Check each line for the string "page", then give only how many lines have it.

· · · · · · ·

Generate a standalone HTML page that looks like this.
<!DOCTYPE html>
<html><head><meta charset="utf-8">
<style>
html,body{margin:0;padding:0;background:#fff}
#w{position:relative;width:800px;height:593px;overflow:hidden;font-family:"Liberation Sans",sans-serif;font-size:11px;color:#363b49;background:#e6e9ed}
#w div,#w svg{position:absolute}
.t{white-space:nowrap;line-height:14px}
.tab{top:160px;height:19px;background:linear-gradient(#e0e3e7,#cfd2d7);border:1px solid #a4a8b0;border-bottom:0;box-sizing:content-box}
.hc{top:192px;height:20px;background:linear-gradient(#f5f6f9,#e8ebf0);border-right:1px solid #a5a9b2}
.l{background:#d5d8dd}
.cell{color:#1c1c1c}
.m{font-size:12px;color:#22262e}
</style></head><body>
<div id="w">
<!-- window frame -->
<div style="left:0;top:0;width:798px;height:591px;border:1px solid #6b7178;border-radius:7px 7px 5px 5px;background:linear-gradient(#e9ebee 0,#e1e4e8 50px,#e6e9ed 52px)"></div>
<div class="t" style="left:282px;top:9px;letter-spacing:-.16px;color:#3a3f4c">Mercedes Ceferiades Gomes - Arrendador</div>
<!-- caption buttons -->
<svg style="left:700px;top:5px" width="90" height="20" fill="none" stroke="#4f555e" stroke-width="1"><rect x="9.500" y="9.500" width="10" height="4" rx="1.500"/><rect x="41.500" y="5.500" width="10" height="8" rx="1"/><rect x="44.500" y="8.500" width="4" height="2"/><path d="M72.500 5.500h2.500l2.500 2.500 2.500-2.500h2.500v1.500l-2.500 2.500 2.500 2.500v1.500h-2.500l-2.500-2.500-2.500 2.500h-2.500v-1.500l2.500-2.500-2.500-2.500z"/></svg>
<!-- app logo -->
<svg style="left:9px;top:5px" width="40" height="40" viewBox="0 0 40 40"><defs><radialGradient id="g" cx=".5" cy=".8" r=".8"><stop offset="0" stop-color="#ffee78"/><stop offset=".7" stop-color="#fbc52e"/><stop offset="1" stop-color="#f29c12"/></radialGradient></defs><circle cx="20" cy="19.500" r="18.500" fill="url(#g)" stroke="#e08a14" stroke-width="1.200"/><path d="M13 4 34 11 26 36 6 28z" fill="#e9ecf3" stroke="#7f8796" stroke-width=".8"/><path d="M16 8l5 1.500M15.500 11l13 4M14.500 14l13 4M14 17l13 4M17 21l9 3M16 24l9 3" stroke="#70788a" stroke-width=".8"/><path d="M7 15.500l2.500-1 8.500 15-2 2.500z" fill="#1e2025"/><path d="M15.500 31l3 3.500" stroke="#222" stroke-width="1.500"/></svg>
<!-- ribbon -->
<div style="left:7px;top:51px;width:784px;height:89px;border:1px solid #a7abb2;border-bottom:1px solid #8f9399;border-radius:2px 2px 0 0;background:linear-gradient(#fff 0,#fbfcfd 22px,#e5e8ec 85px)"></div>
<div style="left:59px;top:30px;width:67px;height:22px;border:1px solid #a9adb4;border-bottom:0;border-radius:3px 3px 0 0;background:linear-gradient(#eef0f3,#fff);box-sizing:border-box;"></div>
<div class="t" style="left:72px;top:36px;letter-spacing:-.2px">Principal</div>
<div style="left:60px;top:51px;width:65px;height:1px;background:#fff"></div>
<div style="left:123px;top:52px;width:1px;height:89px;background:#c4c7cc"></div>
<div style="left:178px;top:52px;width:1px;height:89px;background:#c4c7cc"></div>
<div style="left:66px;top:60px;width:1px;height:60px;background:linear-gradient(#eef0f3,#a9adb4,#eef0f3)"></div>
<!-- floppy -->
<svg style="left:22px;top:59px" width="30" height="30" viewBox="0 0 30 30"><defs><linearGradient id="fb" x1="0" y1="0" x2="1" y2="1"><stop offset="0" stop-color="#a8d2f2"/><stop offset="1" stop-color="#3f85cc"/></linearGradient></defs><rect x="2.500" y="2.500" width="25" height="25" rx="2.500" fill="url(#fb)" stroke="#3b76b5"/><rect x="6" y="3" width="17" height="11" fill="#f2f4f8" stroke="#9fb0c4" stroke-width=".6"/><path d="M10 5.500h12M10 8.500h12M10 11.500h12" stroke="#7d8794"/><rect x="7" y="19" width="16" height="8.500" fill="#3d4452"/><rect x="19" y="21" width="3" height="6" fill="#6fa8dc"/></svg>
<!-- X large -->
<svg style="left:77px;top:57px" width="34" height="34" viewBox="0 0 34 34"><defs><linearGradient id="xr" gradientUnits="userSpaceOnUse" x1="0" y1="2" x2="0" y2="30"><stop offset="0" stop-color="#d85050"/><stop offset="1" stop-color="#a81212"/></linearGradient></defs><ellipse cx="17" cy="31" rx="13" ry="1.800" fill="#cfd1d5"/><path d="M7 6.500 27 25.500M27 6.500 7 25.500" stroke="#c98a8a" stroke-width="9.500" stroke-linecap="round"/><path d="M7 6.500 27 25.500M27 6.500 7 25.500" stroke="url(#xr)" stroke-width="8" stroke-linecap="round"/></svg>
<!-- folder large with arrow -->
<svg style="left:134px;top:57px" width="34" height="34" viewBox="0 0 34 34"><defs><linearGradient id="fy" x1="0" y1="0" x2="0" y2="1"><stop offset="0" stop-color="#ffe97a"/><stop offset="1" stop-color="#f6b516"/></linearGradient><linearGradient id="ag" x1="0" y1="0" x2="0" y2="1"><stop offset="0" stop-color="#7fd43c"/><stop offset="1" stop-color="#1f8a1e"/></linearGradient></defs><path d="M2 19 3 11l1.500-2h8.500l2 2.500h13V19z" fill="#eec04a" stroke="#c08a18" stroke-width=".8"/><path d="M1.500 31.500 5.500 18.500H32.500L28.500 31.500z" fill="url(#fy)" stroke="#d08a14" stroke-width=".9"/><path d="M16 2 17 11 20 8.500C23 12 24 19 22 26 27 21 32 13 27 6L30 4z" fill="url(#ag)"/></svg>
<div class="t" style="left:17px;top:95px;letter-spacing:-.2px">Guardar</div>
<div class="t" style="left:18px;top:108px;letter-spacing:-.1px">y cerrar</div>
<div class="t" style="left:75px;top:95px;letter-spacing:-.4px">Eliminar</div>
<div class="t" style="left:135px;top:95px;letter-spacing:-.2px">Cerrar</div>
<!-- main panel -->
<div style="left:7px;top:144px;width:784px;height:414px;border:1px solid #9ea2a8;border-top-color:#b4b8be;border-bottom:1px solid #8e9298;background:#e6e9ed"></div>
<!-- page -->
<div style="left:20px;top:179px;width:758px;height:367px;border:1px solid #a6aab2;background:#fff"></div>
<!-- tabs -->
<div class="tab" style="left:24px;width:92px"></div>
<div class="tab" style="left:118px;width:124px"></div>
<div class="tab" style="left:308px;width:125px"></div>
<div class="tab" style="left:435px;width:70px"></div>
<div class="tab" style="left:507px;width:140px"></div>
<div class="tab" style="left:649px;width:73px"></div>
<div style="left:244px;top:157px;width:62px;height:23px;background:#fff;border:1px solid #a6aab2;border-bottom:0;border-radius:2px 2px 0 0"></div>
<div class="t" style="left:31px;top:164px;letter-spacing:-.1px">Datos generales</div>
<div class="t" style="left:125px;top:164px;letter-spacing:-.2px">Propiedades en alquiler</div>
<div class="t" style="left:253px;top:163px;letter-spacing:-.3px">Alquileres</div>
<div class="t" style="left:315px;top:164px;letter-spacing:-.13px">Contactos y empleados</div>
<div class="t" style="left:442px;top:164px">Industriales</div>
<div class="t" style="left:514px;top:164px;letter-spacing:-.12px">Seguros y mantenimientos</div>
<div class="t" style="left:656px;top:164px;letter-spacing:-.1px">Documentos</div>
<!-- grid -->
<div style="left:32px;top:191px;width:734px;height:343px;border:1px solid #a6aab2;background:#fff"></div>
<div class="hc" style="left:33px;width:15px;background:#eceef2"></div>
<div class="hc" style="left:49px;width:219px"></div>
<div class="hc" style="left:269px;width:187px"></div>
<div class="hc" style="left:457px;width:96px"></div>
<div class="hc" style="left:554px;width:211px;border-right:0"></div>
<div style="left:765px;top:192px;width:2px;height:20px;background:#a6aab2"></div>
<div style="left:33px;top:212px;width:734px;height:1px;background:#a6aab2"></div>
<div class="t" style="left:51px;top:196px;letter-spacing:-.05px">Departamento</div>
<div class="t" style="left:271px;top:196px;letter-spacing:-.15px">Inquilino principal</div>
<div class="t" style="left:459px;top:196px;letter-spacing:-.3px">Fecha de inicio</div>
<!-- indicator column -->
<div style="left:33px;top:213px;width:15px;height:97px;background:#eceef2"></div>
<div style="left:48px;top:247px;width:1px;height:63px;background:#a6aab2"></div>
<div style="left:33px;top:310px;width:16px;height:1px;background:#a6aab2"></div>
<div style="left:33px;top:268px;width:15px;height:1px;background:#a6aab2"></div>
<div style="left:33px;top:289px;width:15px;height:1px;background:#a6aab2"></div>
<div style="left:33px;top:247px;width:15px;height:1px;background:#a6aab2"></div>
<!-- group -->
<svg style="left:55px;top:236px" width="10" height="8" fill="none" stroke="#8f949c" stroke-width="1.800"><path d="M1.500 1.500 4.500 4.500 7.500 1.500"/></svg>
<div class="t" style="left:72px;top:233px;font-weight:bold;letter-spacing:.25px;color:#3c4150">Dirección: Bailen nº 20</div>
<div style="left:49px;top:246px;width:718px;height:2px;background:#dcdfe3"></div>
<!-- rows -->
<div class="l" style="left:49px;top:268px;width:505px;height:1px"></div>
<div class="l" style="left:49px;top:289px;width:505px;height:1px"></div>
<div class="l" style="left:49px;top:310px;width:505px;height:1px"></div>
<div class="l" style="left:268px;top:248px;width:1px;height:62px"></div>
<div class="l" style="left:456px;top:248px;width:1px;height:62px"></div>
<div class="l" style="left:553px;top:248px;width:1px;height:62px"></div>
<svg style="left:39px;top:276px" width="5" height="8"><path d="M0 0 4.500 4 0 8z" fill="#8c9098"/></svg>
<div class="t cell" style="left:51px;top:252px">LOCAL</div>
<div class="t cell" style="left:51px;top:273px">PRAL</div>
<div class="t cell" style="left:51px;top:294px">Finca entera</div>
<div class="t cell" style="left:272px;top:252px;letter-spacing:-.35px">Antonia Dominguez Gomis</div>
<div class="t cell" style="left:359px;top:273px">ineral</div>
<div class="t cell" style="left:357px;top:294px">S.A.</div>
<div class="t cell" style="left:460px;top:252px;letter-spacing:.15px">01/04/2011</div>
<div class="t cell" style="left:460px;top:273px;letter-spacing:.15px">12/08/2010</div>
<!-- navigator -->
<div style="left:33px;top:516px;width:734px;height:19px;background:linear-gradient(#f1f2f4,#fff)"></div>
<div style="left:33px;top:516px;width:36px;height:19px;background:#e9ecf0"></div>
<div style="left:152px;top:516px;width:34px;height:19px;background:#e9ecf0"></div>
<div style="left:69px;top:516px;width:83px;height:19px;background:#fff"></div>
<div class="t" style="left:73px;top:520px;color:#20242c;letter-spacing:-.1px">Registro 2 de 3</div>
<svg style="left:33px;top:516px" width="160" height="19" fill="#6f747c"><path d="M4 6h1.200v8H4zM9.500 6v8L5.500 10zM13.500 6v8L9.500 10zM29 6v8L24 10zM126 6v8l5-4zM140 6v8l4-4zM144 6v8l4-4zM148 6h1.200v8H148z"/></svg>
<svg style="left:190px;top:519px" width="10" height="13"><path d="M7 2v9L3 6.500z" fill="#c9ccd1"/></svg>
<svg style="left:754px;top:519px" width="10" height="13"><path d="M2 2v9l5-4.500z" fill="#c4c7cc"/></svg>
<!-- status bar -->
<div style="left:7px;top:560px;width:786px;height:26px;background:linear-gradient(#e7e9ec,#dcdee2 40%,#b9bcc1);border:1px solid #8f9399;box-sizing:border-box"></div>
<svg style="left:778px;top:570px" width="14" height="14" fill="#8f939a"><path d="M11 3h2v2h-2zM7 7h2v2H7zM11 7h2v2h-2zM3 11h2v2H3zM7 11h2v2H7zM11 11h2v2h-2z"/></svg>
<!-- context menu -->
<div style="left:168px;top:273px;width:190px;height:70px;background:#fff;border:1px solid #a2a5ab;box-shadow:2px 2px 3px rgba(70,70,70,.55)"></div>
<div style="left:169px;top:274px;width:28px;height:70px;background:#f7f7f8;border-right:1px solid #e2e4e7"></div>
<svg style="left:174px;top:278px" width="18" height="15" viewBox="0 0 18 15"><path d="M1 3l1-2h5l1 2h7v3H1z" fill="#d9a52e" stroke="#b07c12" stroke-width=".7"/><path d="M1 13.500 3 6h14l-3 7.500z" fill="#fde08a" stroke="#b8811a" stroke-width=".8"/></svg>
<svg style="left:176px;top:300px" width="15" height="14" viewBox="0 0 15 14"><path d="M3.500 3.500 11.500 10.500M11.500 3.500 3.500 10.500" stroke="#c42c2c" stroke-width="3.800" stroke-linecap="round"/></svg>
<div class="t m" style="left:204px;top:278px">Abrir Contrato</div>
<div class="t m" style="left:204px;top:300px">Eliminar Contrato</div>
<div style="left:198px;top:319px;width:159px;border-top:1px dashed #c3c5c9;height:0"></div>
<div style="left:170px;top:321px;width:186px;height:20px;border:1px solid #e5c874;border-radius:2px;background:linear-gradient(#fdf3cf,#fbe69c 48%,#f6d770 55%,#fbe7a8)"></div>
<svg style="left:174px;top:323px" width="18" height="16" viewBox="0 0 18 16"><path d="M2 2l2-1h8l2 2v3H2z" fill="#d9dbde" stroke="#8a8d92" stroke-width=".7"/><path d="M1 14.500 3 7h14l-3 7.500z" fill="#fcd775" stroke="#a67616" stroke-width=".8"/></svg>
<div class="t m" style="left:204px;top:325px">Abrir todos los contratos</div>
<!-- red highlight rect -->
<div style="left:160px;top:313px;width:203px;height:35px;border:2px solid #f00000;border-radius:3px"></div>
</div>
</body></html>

· · · · · · ·

▶ THE SOLUTION
2